While Too Late to Turn Back is considered valuable as a companion piece to Journey Without Maps and as a portrait of Graham Greene, there is, along side the self-effacement and modesty of its author, much more to Too Late to Turn Back.
Barbara Greene was 23 years old when, having been “merrily drinking champagne”, she met her cousin Graham at the wedding reception of Hugh Greene (Graham’s brother) (Although this article suggests that Barbara may have disguised her real age).
Greene’s plans for his Liberian adventure were already well advanced and, because everyone else had refused, Greene asked his cousin Barbara if she would accompany him. Barbara promptly agreed although she “had no clear idea of where he was going to”.
Both Graham and Barbara were later to recall the rashness of their decision to travel to Liberia. Barbara described them both as being “two innocents” whose “ignorance was abysmal”. Regretting her “champagne decision”, Barbara hoped her father would forbid her from making the journey but, to her surprise, found that he approved and so, within a fortnight, they were on their way.
As Barbara later acknowledged, it was “unusual then for young girls to adventure off into the wilds”, but “adventure off” she did and what follows in Too Late to Turn Back is the account of a young woman from a privileged existence who had admitted to enjoying her creature comforts roughing it through the African bush.
As a travelling companion, Graham Greene was complimentary about Barbara, describing her in Ways of Escape as being “as good a companion as the circumstances allowed”. He also recalled that she left all the decisions to him and never criticised when he made the wrong one. An arduous journey is likely to strain even the closest of relationships of friendships and theirs was no exception. Graham noted that, towards the end of the trip they would “lapse into long silences” but found this “infinitely preferable” to raised voices. Barbara recalled many years later that they “never quarrelled, not once” and also that, although she had not, at any time, been the least bit helpful she “never, never complained”.
This last detail is a telling one. Despite the seemingly carefree manner of her departure and references to the Savoy Grill and her privileged life in London, Barbara must have had considerable pluck to undertake a journey on foot through the West African bush as a lone woman with a cousin she regarded only as an “acquaintance” and an entourage of 29 carriers, cooks and guides. They faced many hardships during their trek and Graham’s health progressively worsened prompting Barbara to fear he may die.

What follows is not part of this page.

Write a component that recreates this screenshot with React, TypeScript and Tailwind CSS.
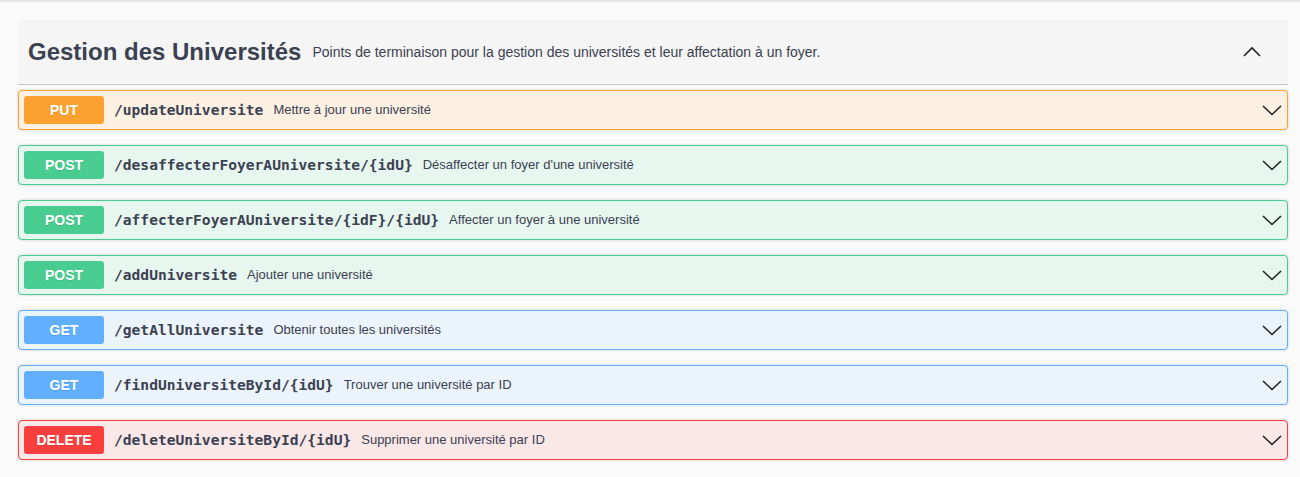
import React from "react";

type Op = {
  method: "PUT" | "POST" | "GET" | "DELETE";
  path: string;
  summary: string;
};

const ops: Op[] = [
  { method: "PUT", path: "/updateUniversite", summary: "Mettre à jour une université" },
  { method: "POST", path: "/desaffecterFoyerAUniversite/{idU}", summary: "Désaffecter un foyer d'une université" },
  { method: "POST", path: "/affecterFoyerAUniversite/{idF}/{idU}", summary: "Affecter un foyer à une université" },
  { method: "POST", path: "/addUniversite", summary: "Ajouter une université" },
  { method: "GET", path: "/getAllUniversite", summary: "Obtenir toutes les universités" },
  { method: "GET", path: "/findUniversiteById/{idU}", summary: "Trouver une université par ID" },
  { method: "DELETE", path: "/deleteUniversiteById/{idU}", summary: "Supprimer une université par ID" },
];

const styles = {
  PUT: { row: "border-[#fca130] bg-[#fcf0e3]", badge: "bg-[#fca130]" },
  POST: { row: "border-[#49cc90] bg-[#e8f6f0]", badge: "bg-[#49cc90]" },
  GET: { row: "border-[#61affe] bg-[#ebf3fb]", badge: "bg-[#61affe]" },
  DELETE: { row: "border-[#f93e3e] bg-[#fae7e7]", badge: "bg-[#f93e3e]" },
};

function Chevron({ up }: { up?: boolean }) {
  return (
    <svg width="20" height="20" viewBox="0 0 20 20" className="shrink-0">
      <path
        d={up ? "M2 14 L10 6 L18 14" : "M1 6 L10 14.5 L19 6"}
        fill="none"
        stroke="#222"
        strokeWidth="1.6"
      />
    </svg>
  );
}

function OpRow({ op }: { op: Op }) {
  const s = styles[op.method];
  return (
    <div
      className={`flex items-center rounded-[4px] border p-[5px] shadow-[0_0_3px_rgba(0,0,0,0.19)] ${s.row}`}
    >
      <span
        className={`w-[80px] h-[28px] flex items-center justify-center rounded-[3px] text-white text-[14px] font-bold [text-shadow:0_1px_0_rgba(0,0,0,0.1)] ${s.badge}`}
      >
        {op.method}
      </span>
      <span className="px-[10px] text-[14.6px] font-bold text-[#3b4151] font-['DejaVu_Sans_Mono',monospace]">
        {op.path}
      </span>
      <span className="flex-1 text-[13px] text-[#3b4151]">{op.summary}</span>
      <Chevron />
    </div>
  );
}

export default function App() {
  return (
    <div className="min-h-[477px] bg-[#fafafa] border-t-2 border-[#e6e6e6] font-['Liberation_Sans',Arial,sans-serif]">
      <div className="pl-[18px] pr-[12px] pt-[18px]">
        {/* Tag header */}
        <div className="flex items-center h-[65px] bg-[#f5f5f5] border-b border-[#c4c6cb] pl-[10px] pr-[26px]">
          <h3 className="text-[24px] font-bold text-[#3b4151] leading-none">
            Gestion des Universités
          </h3>
          <span className="ml-[11px] flex-1 text-[14px] text-[#3b4151]">
            Points de terminaison pour la gestion des universités et leur affectation à un foyer.
          </span>
          <Chevron up />
        </div>

        {/* Operations */}
        <div className="flex flex-col gap-[15px] pt-[5px] pb-[17px]">
          {ops.map((op) => (
            <OpRow key={op.path} op={op} />
          ))}
        </div>
      </div>
    </div>
  );
}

Although the book is the sort of travelogue that her cousin was keen to avoid writing, and despite the journey’s hardships Barbara’s account is engaging, revealing small details (such as Graham’s slipping down socks) which lend the narrative intimacy, warmth and humour. She is overly modest, although genuinely so and displays respect and admiration for her cousin, particularly over his handling of the carriers as well as for his presence, intelligence and intellect. (At one point, Greene admonishes Barbara over a pair of shorts she was wearing. Barbara doesn’t repeat his words but, chastened, simply records that Graham “told me with all wealth of phrase at his command exactly what I looked like in them. It was worse than I imagined and hurriedly and humbly I gave the shorts to Laminah.”)
Theroux, in his 1981 introduction notes that Barbara changes during her journey from “scatty socialite” to “hardy and courageous”. He notes her modesty, dignity, bravery and loyalty and suggests that her transformation shows that “however lighthearted a departure is, if the traveller is generous, observant and dedicated to the trip, the traveller will be changed.“
Barbara later confessed to being unsure of how much the journey changed her although admitted it must have done unconsciously. She thought that managing “to stick through all difficulties to the end” showed “no particular merit” on her part as they had reached the point of no return early in their trip. Although probably turn to a certain extent, one senses that this is more modesty and self effacement.
Unlike her cousin, Barbara never returned to Africa. Remembering the trip in later life, Barbara identified the treasure that she brought back from their Liberian journey as being one that she kept in her heart: “a dream of pure beauty and peace, a vision of moonlit villages in the jungle, friendly people dancing to the twang of a native harp and the beat of a drum , simplicity where material values were of no account and where understanding could be reached without words.”
In Ways of Escape, Graham later stated that Barbara writing her book was the one thing in which she had disappointed him. He had been so busy with his own notes that he had not even noticed that Barbara was making her own. Greene was, however, grateful that Barbara had at least waited until a few years after his own had been published. In fact, Barbara never meant for her book to be published and had only re-written her notes so that she had something to read to her father when he became ill.
Originally published as Land Benighted in 1938, Barbara’s account was reprinted in 1981 with a new forward by her and with an introduction by Paul Theroux. Unfortunately, the book is currently out of print but second hand copies can be found online.